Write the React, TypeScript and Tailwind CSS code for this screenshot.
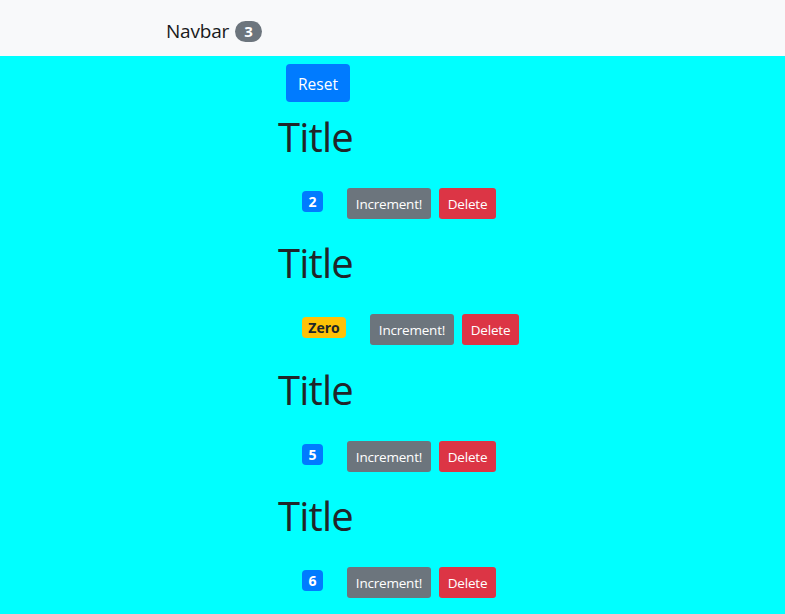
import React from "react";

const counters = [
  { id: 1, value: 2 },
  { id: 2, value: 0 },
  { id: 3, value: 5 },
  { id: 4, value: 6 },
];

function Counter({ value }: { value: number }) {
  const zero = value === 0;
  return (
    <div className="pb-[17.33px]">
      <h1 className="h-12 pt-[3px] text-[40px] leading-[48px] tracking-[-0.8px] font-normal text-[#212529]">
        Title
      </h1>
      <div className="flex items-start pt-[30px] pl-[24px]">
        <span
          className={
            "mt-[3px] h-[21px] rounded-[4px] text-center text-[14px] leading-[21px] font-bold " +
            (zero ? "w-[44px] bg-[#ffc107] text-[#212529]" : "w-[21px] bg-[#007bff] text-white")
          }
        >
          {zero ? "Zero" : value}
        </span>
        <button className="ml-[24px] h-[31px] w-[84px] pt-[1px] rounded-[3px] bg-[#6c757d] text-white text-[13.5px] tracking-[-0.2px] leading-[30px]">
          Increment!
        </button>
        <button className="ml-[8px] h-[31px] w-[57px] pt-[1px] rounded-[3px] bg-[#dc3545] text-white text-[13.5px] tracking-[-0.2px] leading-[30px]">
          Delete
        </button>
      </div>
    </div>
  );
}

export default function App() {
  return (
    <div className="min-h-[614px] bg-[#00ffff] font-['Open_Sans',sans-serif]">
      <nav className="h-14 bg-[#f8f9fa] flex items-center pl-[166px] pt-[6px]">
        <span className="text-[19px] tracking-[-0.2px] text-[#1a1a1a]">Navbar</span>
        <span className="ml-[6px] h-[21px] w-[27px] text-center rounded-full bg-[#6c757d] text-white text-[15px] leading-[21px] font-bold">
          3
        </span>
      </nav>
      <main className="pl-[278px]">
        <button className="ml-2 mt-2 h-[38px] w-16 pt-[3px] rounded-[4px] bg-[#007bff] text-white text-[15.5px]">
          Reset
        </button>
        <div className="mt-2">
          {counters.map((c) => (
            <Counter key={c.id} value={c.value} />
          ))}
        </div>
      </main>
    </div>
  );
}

[What is needed] Reproduce all of the material exactly, apart from the pictures.

[Response]
Write the React, TypeScript and Tailwind CSS code for this screenshot.
import React from "react";

const counters = [
  { id: 1, value: 2 },
  { id: 2, value: 0 },
  { id: 3, value: 5 },
  { id: 4, value: 6 },
];

function Counter({ value }: { value: number }) {
  const zero = value === 0;
  return (
    <div className="pb-[17.33px]">
      <h1 className="h-12 pt-[3px] text-[40px] leading-[48px] tracking-[-0.8px] font-normal text-[#212529]">
        Title
      </h1>
      <div className="flex items-start pt-[30px] pl-[24px]">
        <span
          className={
            "mt-[3px] h-[21px] rounded-[4px] text-center text-[14px] leading-[21px] font-bold " +
            (zero ? "w-[44px] bg-[#ffc107] text-[#212529]" : "w-[21px] bg-[#007bff] text-white")
          }
        >
          {zero ? "Zero" : value}
        </span>
        <button className="ml-[24px] h-[31px] w-[84px] pt-[1px] rounded-[3px] bg-[#6c757d] text-white text-[13.5px] tracking-[-0.2px] leading-[30px]">
          Increment!
        </button>
        <button className="ml-[8px] h-[31px] w-[57px] pt-[1px] rounded-[3px] bg-[#dc3545] text-white text-[13.5px] tracking-[-0.2px] leading-[30px]">
          Delete
        </button>
      </div>
    </div>
  );
}

export default function App() {
  return (
    <div className="min-h-[614px] bg-[#00ffff] font-['Open_Sans',sans-serif]">
      <nav className="h-14 bg-[#f8f9fa] flex items-center pl-[166px] pt-[6px]">
        <span className="text-[19px] tracking-[-0.2px] text-[#1a1a1a]">Navbar</span>
        <span className="ml-[6px] h-[21px] w-[27px] text-center rounded-full bg-[#6c757d] text-white text-[15px] leading-[21px] font-bold">
          3
        </span>
      </nav>
      <main className="pl-[278px]">
        <button className="ml-2 mt-2 h-[38px] w-16 pt-[3px] rounded-[4px] bg-[#007bff] text-white text-[15.5px]">
          Reset
        </button>
        <div className="mt-2">
          {counters.map((c) => (
            <Counter key={c.id} value={c.value} />
          ))}
        </div>
      </main>
    </div>
  );
}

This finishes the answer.